Your goal
The records below are split into lines. How many of those lines contain the string "this"? Reply with the number only.

Exercise input
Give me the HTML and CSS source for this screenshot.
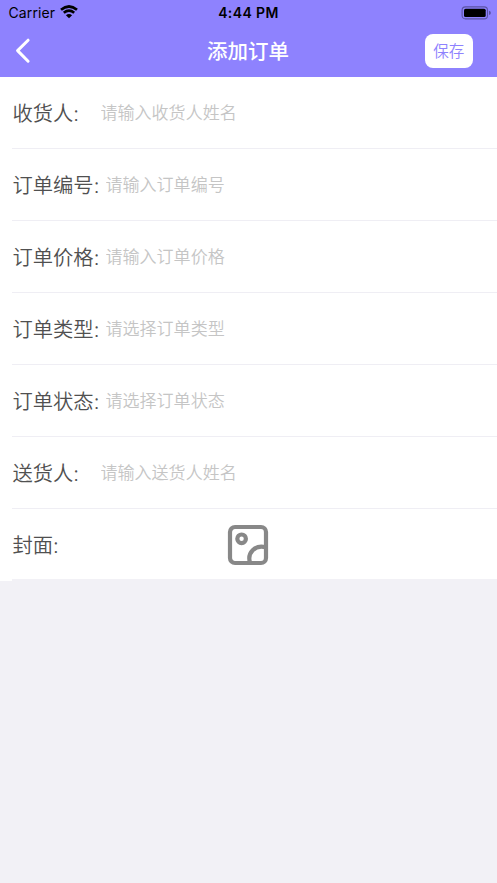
FILE: index.html
```
<!DOCTYPE html>
<html lang="zh-CN">
<head>
<meta charset="utf-8">
<title>添加订单</title>
<link rel="stylesheet" href="styles.css">
</head>
<body>
<header class="header">
  <div class="status">
    <div class="carrier"><span>Carrier</span>
      <svg class="wifi" width="18" height="14" viewBox="0 0 18 14"><path d="M9 13.3 5.9 10.2Q9 7.7 12.1 10.2Z"/><path class="arc" d="M3.8 7.7Q9 3.6 14.2 7.7M1 4.8Q9-1.8 17 4.8"/></svg>
    </div>
    <div class="time">4:44 PM</div>
    <div class="power">
      <svg width="30" height="14" viewBox="0 0 30 14"><rect class="shell" x="1.1" y=".9" width="25.4" height="12" rx="3.4"/><rect x="3" y="2.7" width="21.7" height="8.4" rx="1.6"/><path class="tip" d="M28 4.8q1.9.6 1.9 2.1T28 9Z"/></svg>
    </div>
  </div>
  <nav class="nav">
    <svg class="back" width="18" height="26" viewBox="0 0 18 26"><path d="M14.1 2.2 3.6 12.6 14.1 23.2"/></svg>
    <h1 class="title">添加订单</h1>
    <button class="save">保存</button>
  </nav>
</header>
<main class="form">
  <label class="row"><span class="label short">收货人:</span><input class="input" placeholder="请输入收货人姓名"></label>
  <label class="row"><span class="label">订单编号:</span><input class="input" placeholder="请输入订单编号"></label>
  <label class="row"><span class="label">订单价格:</span><input class="input" placeholder="请输入订单价格"></label>
  <label class="row"><span class="label">订单类型:</span><input class="input" placeholder="请选择订单类型"></label>
  <label class="row"><span class="label">订单状态:</span><input class="input" placeholder="请选择订单状态"></label>
  <label class="row"><span class="label short">送货人:</span><input class="input" placeholder="请输入送货人姓名"></label>
  <div class="row cover"><span class="label">封面:</span>
    <svg class="picture" width="42" height="42" viewBox="0 0 42 42"><rect x="3" y="3" width="36" height="36" rx="5"/><circle cx="14.6" cy="14.8" r="4.3"/><path d="M23 38.5C20 29 28 20.5 38.5 23.2"/></svg>
  </div>
</main>
</body>
</html>
```
FILE: styles.css
```
* { box-sizing: border-box; }
body {
  margin: 0;
  min-height: 100vh;
  background: #f2f1f6;
  font-family: Inter, "Noto Sans CJK SC", sans-serif;
}
.header { height: 77px; background: #8e82fe; }
.status {
  display: grid;
  grid-template-columns: 1fr auto 1fr;
  height: 25px;
  padding: 0 6.5px 0 8.5px;
  align-items: center;
  color: #000;
  font-size: 14px;
}
.carrier { display: flex; align-items: center; gap: 5px; letter-spacing: .1px; }
.wifi { margin-bottom: 1px; }
.wifi .arc { fill: none; stroke: #000; stroke-width: 2.7; }
.time { margin-right: 2px; font-weight: 600; letter-spacing: .4px; }
.power { display: flex; justify-content: flex-end; }
.shell { fill: none; stroke: #5b53a4; stroke-width: 1.1; }
.tip { fill: #5b53a4; }
.nav {
  display: grid;
  grid-template-columns: 1fr auto 1fr;
  align-items: center;
  height: 52px;
  padding: 0 24px 0 14px;
}
.back { fill: none; stroke: #fff; stroke-width: 3; stroke-linecap: round; stroke-linejoin: round; }
.title {
  margin: 0 0 2px 9px;
  color: #fff;
  font: 500 20.5px/30px "Noto Sans CJK SC", sans-serif;
}
.save {
  justify-self: end;
  width: 48.5px;
  height: 34px;
  padding: 0 0 2px;
  border: 0;
  border-radius: 8px;
  background: #fff;
  color: #8e82fe;
  font: 350 15.5px/32px "Noto Sans CJK SC", sans-serif;
}
.form { background: #fff; }
.row {
  display: flex;
  align-items: center;
  height: 72px;
  margin-left: 12px;
  border-bottom: 1px solid #efeef4;
}
.cover { border-bottom: 2px solid #f2f1f6; }
.label {
  flex: none;
  width: 93.5px;
  padding: 3px 0 0 .5px;
  color: #505050;
  font-size: 20.3px;
  font-weight: 350;
  line-height: 30px;
  white-space: nowrap;
}
.short { width: 88.5px; }
.input {
  flex: 1;
  min-width: 0;
  height: 40px;
  padding: 0 0 2px;
  border: 0;
  outline: 0;
  background: transparent;
  font: 350 17.05px/26px "Noto Sans CJK SC", sans-serif;
}
.input::placeholder { color: #c5c5c5; opacity: 1; }
.picture { margin: 1px 0 0 121.5px; fill: none; stroke: #888; stroke-width: 4.2; }
```
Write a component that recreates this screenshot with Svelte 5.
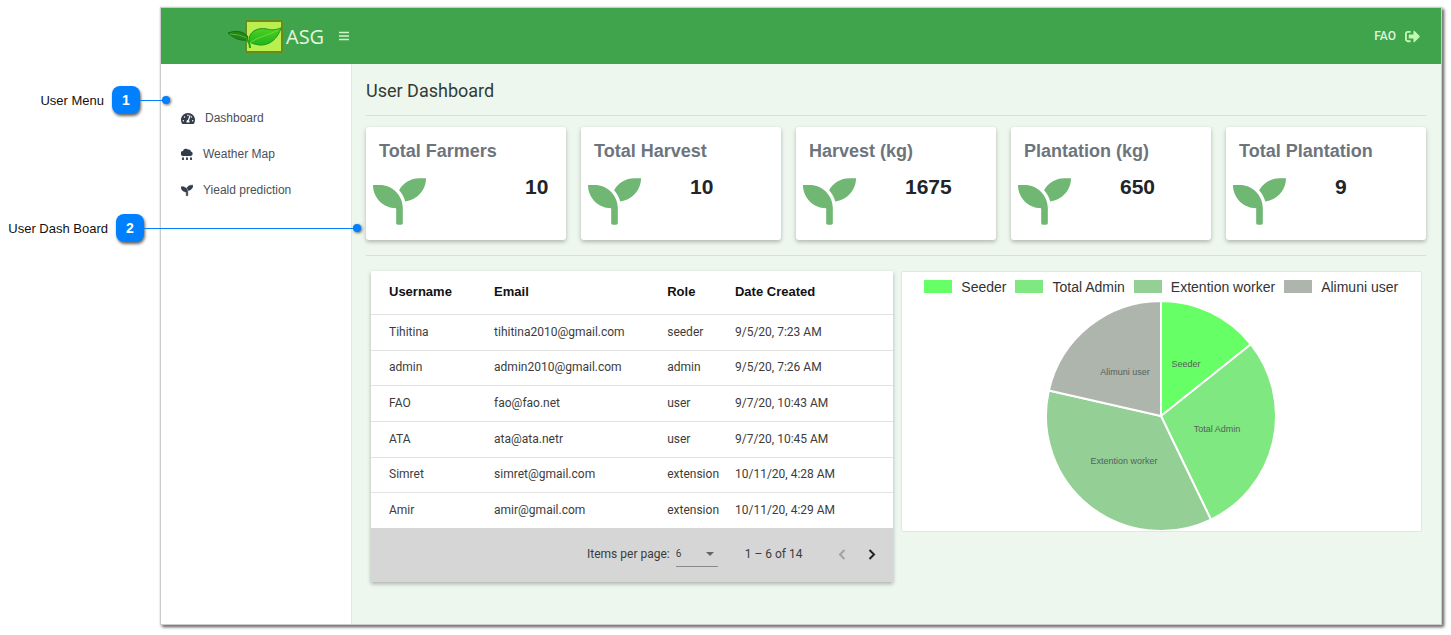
<script>
  const seedling =
    'M64 96H0c0 123.700 100.300 224 224 224v144c0 8.800 7.200 16 16 16h32c8.800 0 16-7.200 16-16V320C288 196.300 187.700 96 64 96zm384-64c-84.200 0-157.400 46.500-195.700 115.200 27.700 30.200 48.200 66.900 59 107.600C424 243.100 512 147.900 512 32h-64z';

  const stats = [
    { title: 'Total Farmers', value: '10', wide: true },
    { title: 'Total Harvest', value: '10' },
    { title: 'Harvest (kg)', value: '1675' },
    { title: 'Plantation (kg)', value: '650' },
    { title: 'Total Plantation', value: '9' }
  ];

  const users = [
    ['Tihitina', 'tihitina2010@gmail.com', 'seeder', '9/5/20, 7:23 AM'],
    ['admin', 'admin2010@gmail.com', 'admin', '9/5/20, 7:26 AM'],
    ['FAO', 'fao@fao.net', 'user', '9/7/20, 10:43 AM'],
    ['ATA', 'ata@ata.netr', 'user', '9/7/20, 10:45 AM'],
    ['Simret', 'simret@gmail.com', 'extension', '10/11/20, 4:28 AM'],
    ['Amir', 'amir@gmail.com', 'extension', '10/11/20, 4:29 AM']
  ];

  const groups = [
    { name: 'Seeder', count: 2, color: '#66ff66', x: 140, y: 66 },
    { name: 'Total Admin', count: 4, color: '#80e880', x: 171, y: 131 },
    { name: 'Extention worker', count: 5, color: '#94cf96', x: 78, y: 163 },
    { name: 'Alimuni user', count: 3, color: '#adb5ad', x: 79, y: 74 }
  ];

  const total = groups.reduce((sum, g) => sum + g.count, 0);
  const point = (n) => {
    const a = (n / total) * Math.PI * 2;
    return `${115 + 115 * Math.sin(a)} ${115 - 115 * Math.cos(a)}`;
  };
  let seen = 0;
  const slices = groups.map((g) => {
    const from = seen;
    seen += g.count;
    return { ...g, d: `M115 115L${point(from)}A115 115 0 0 1 ${point(seen)}Z` };
  });

  let pageSize = $state('6');
</script>

<div class="page">
  <div class="app">
    <header>
      <a class="logo" href="#home">
        <svg width="58" height="36" viewBox="0 0 58 36" aria-hidden="true">
          <defs>
            <linearGradient id="leaf" x1="0" y1="0" x2="0" y2="1">
              <stop offset="0" stop-color="#4fd022" />
              <stop offset="1" stop-color="#1fb51c" />
            </linearGradient>
          </defs>
          <rect x="19" y="3" width="36" height="31" rx="1" fill="#b9ef4f" stroke="#6b8a1e" stroke-width="2" />
          <path d="M1 15C8 12 17 13 21 19L20 22C12 23 7 20 1 15Z" fill="#24851c" stroke="#17701a" />
          <path d="M3 16Q12 16 20 20" fill="none" stroke="#56b62d" />
          <path d="M22 24C21 14 30 9 40 11C47 13 50 11 54 10C51 20 43 28 32 27Q26 26 22 24Z" fill="url(#leaf)" stroke="#22961f" />
          <path d="M23 25C30 19 40 18 51 12" fill="none" stroke="#6bdc3e" />
          <path d="M19 21Q23 24 23 30" fill="none" stroke="#1fa51c" stroke-width="2" />
        </svg>
        <span>ASG</span>
      </a>
      <button class="burger" aria-label="Toggle menu">
        <svg width="10" height="10" viewBox="0 0 10 10"><path d="M0 1.500h10M0 5h10M0 8.500h10" stroke="#d3f7cb" stroke-width="1.300" /></svg>
      </button>
      <a class="account" href="#logout">
        FAO
        <svg width="15" height="15" viewBox="0 0 512 512" aria-hidden="true"><path fill="#c3fab0" d="M497 273L329 441c-15 15-41 4.500-41-17v-96H152c-13.300 0-24-10.700-24-24v-96c0-13.300 10.700-24 24-24h136V88c0-21.400 25.900-32 41-17l168 168c9.300 9.400 9.300 24.600 0 34zM192 436v-40c0-6.600-5.400-12-12-12H96c-17.700 0-32-14.300-32-32V160c0-17.700 14.300-32 32-32h84c6.600 0 12-5.400 12-12V76c0-6.600-5.400-12-12-12H96c-53 0-96 43-96 96v192c0 53 43 96 96 96h84c6.600 0 12-5.400 12-12z" /></svg>
      </a>
    </header>

    <div class="body">
      <nav>
        <a href="#dashboard">
          <svg width="14" height="13" viewBox="0 0 576 512" aria-hidden="true"><path d="M288 32C128.940 32 0 160.940 0 320c0 52.800 14.250 102.260 39.060 144.800 5.610 9.620 16.300 15.200 27.440 15.200h443c11.140 0 21.830-5.580 27.440-15.200C561.750 422.260 576 372.800 576 320c0-159.060-128.940-288-288-288zm0 64c14.710 0 26.580 10.130 30.320 23.650-1.110 2.260-2.640 4.230-3.450 6.670l-9.220 27.670c-5.130 3.490-10.970 6.010-17.640 6.010-17.670 0-32-14.330-32-32S270.330 96 288 96zM96 384c-17.670 0-32-14.330-32-32s14.330-32 32-32 32 14.330 32 32-14.330 32-32 32zm48-160c-17.670 0-32-14.330-32-32s14.330-32 32-32 32 14.330 32 32-14.330 32-32 32zm246.770-72.410l-61.330 184C343.130 347.330 352 364.540 352 384c0 11.720-3.380 22.550-8.880 32H232.880c-5.500-9.450-8.880-20.280-8.880-32 0-33.940 26.500-61.430 59.900-63.590l61.340-184.010c4.170-12.560 17.730-19.450 30.360-15.170 12.570 4.190 19.350 17.790 15.170 30.360zm14.660 57.200l15.520-46.550c3.470-1.290 7.130-2.230 11.050-2.230 17.670 0 32 14.330 32 32s-14.330 32-32 32c-11.380-.010-20.890-6.280-26.570-15.220zM480 384c-17.670 0-32-14.330-32-32s14.330-32 32-32 32 14.330 32 32-14.330 32-32 32z" /></svg>
          Dashboard
        </a>
        <a href="#weather">
          <svg width="12" height="13" viewBox="0 0 24 26" aria-hidden="true">
            <path d="M5 16A5 5 0 0 1 4 6A6 6 0 0 1 14 3A5 5 0 0 1 20 7A4.600 4.600 0 0 1 19.500 16Z" />
            <path d="M4 17l2 4a2.200 2.200 0 1 1-4 0zM12 17l2 4a2.200 2.200 0 1 1-4 0zM20 17l2 4a2.200 2.200 0 1 1-4 0z" />
          </svg>
          Weather Map
        </a>
        <a href="#prediction">
          <svg width="12" height="13" viewBox="0 0 512 512" aria-hidden="true"><path d={seedling} stroke="#323c4b" stroke-width="24" /></svg>
          Yieald prediction
        </a>
      </nav>

      <main>
        <h1>User Dashboard</h1>
        <section class="stats">
          {#each stats as s}
            <article class="card">
              <h2>{s.title}</h2>
              <div class="figure">
                <svg width="53" height="53" viewBox="0 0 512 512" aria-hidden="true"><path d={seedling} /></svg>
                <strong class:wide={s.wide}>{s.value}</strong>
              </div>
            </article>
          {/each}
        </section>

        <section class="panels">
          <div class="users">
            <table>
              <colgroup><col class="c1" /><col class="c2" /><col class="c3" /><col /></colgroup>
              <thead>
                <tr><th>Username</th><th>Email</th><th>Role</th><th>Date Created</th></tr>
              </thead>
              <tbody>
                {#each users as row}
                  <tr>{#each row as cell}<td>{cell}</td>{/each}</tr>
                {/each}
              </tbody>
            </table>
            <div class="pager">
              <label for="size">Items per page:</label>
              <span class="select">
                <select id="size" bind:value={pageSize}>
                  <option>6</option>
                  <option>12</option>
                </select>
                <svg width="8" height="4" viewBox="0 0 8 4" aria-hidden="true"><path d="M0 0h8L4 4z" /></svg>
              </span>
              <span class="range">1 – 6 of 14</span>
              <button aria-label="Previous page" disabled>
                <svg width="8" height="11" viewBox="0 0 8 11"><path d="M6.500 1L2 5.500L6.500 10" /></svg>
              </button>
              <button aria-label="Next page">
                <svg width="8" height="11" viewBox="0 0 8 11"><path d="M1.500 1L6 5.500L1.500 10" /></svg>
              </button>
            </div>
          </div>

          <figure class="chart">
            <ul>
              {#each groups as g}
                <li><i style:background={g.color}></i>{g.name}</li>
              {/each}
            </ul>
            <svg width="230" height="230" viewBox="0 0 230 230" role="img" aria-label="Users by role">
              {#each slices as s}
                <path d={s.d} fill={s.color} />
              {/each}
              {#each slices as s}
                <text x={s.x} y={s.y}>{s.name}</text>
              {/each}
            </svg>
          </figure>
        </section>
      </main>
    </div>
  </div>

  <div class="callout menu"><span>User Menu</span><b>1</b><i></i></div>
  <div class="callout board"><span>User Dash Board</span><b>2</b><i></i></div>
</div>

<style>
  .page {
    position: relative;
    box-sizing: border-box;
    min-height: 100vh;
    display: flex;
    padding: 8px 10px 11px 161px;
    background: #fff;
    font-family: "Liberation Sans", Arial, sans-serif;
  }
  .app {
    flex: 1;
    min-width: 0;
    display: flex;
    flex-direction: column;
    box-shadow: 0 0 1px 1px #ccc, 2px 2px 3px 1px #555;
  }
  a { color: inherit; text-decoration: none; }
  button { border: 0; padding: 0; background: none; font: inherit; }
  svg { flex: none; display: block; }

  header {
    height: 56px;
    display: flex;
    align-items: center;
    padding: 0 21px 0 66px;
    background: #40a44d;
  }
  .logo {
    display: flex;
    align-items: center;
    gap: 1px;
    color: #e2f8df;
    font-family: "Open Sans", sans-serif;
    font-size: 20px;
    font-weight: 500;
  }
  .burger { margin-left: 15px; }
  .account {
    margin-left: auto;
    display: flex;
    align-items: center;
    gap: 9px;
    color: #def5dc;
    font-family: Roboto, sans-serif;
    font-size: 12px;
    font-weight: 500;
  }

  .body { flex: 1; display: flex; background: #edf7ee; }
  nav {
    box-sizing: border-box;
    width: 191px;
    padding: 36px 20px;
    background: #fff;
    border-right: 1px solid #dfe7e0;
    color: #4a4f5a;
    font-size: 12px;
  }
  nav a { display: flex; align-items: center; gap: 10px; height: 36px; }
  nav svg { fill: #323c4b; }

  main { flex: 1; min-width: 0; padding: 0 15px 42px 14px; }
  h1 {
    margin: 0;
    height: 51px;
    line-height: 53px;
    border-bottom: 1px solid #d6e0d7;
    color: #333b36;
    font-family: Roboto, sans-serif;
    font-size: 18px;
    font-weight: 400;
  }
  .stats {
    display: grid;
    grid-template-columns: repeat(5, 1fr);
    gap: 15px;
    padding: 11px 0 15px;
    border-bottom: 1px solid #d6e0d7;
  }
  .card {
    box-sizing: border-box;
    height: 113px;
    padding: 13px 7px;
    border-radius: 3px;
    background: #fff;
    box-shadow: 0 2px 4px rgba(0, 0, 0, .26);
  }
  h2 {
    margin: 0 6px;
    line-height: 22px;
    color: #6c757d;
    font-size: 18px;
    white-space: nowrap;
  }
  .figure { display: flex; padding-top: 13px; }
  .figure svg { fill: #6fb773; }
  strong { margin-left: 49px; color: #212529; font-size: 21px; line-height: 24px; }
  strong.wide { margin-left: 99px; }

  .panels {
    display: grid;
    grid-template-columns: 1fr 1fr;
    align-items: start;
    gap: 8px;
    padding: 15px 4px 0 5px;
  }
  .users {
    background: #fff;
    box-shadow: 0 2px 4px rgba(0, 0, 0, .28);
    font-family: Roboto, sans-serif;
    font-size: 12px;
    color: #3c3c3c;
  }
  table { width: 100%; table-layout: fixed; border-collapse: separate; border-spacing: 0; }
  .c1 { width: 23.6%; }
  .c2 { width: 33.2%; }
  .c3 { width: 13%; }
  th, td { box-sizing: border-box; padding: 0; text-align: left; white-space: nowrap; border-bottom: 1px solid #e2e2e2; }
  th { height: 44px; padding-bottom: 2px; color: #111; font-family: "Liberation Sans", Arial, sans-serif; font-size: 13px; }
  td { height: 36px; padding-bottom: 2px; }
  tbody tr:nth-child(3n + 2) td { height: 35px; }
  tbody tr:last-child td { border-bottom: 0; height: 35px; }
  th:first-child, td:first-child { padding-left: 18px; }
  .pager {
    display: flex;
    align-items: center;
    justify-content: flex-end;
    height: 52px;
    padding: 0 17px 2px 0;
    background: #d6d6d6;
  }
  .select {
    display: flex;
    align-items: center;
    width: 42px;
    margin: 0 27px 0 6px;
    padding-right: 4px;
    box-sizing: border-box;
    border-bottom: 1px solid #8a8a8a;
  }
  select {
    flex: 1;
    min-width: 0;
    height: 24px;
    padding: 0;
    border: 0;
    background: none;
    appearance: none;
    color: #3c3c3c;
    font-family: Roboto, sans-serif;
    font-size: 10px;
  }
  .range { margin-right: 35px; }
  .pager button + button { margin-left: 22px; }
  .pager button path { stroke-width: 2; fill: none; stroke: #222; }
  .pager .select path { fill: #666; }
  .pager button:disabled path { stroke: #a2a2a2; }

  .chart {
    margin: 0;
    display: flex;
    flex-direction: column;
    align-items: center;
    background: #fff;
    border: 1px solid #e1e8e1;
    border-radius: 2px;
  }
  ul {
    display: flex;
    justify-content: center;
    gap: 9px;
    height: 29px;
    margin: 0;
    padding: 0;
    list-style: none;
    color: #333;
    font-size: 14px;
  }
  li { display: flex; align-items: center; gap: 9px; white-space: nowrap; }
  li i { width: 28px; height: 13px; }
  .chart path { stroke: #fff; stroke-width: 2; stroke-linejoin: round; }
  .chart text { text-anchor: middle; font-size: 9px; fill: #56615a; }

  .callout {
    position: absolute;
    left: 0;
    display: flex;
    align-items: center;
    justify-content: flex-end;
    color: #111;
    font-size: 13px;
  }
  .callout.menu { top: 86px; width: 170px; --reach: 26px; }
  .callout.board { top: 214px; width: 361px; --reach: 213px; }
  .callout b {
    width: 28px;
    margin-left: 8px;
    line-height: 28px;
    border-radius: 8px;
    background: #0080ff;
    box-shadow: 1px 2px 3px rgba(0, 0, 0, .6);
    color: #fff;
    font-size: 14px;
    text-align: center;
  }
  .callout i { display: flex; align-items: center; }
  .callout i::before { content: ""; width: var(--reach); height: 1px; background: #0080ff; }
  .callout i::after {
    content: "";
    width: 8px;
    height: 8px;
    margin-left: -4px;
    border-radius: 50%;
    background: #0080ff;
    box-shadow: 1px 1px 3px rgba(0, 0, 0, .6);
  }
</style>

Task output
2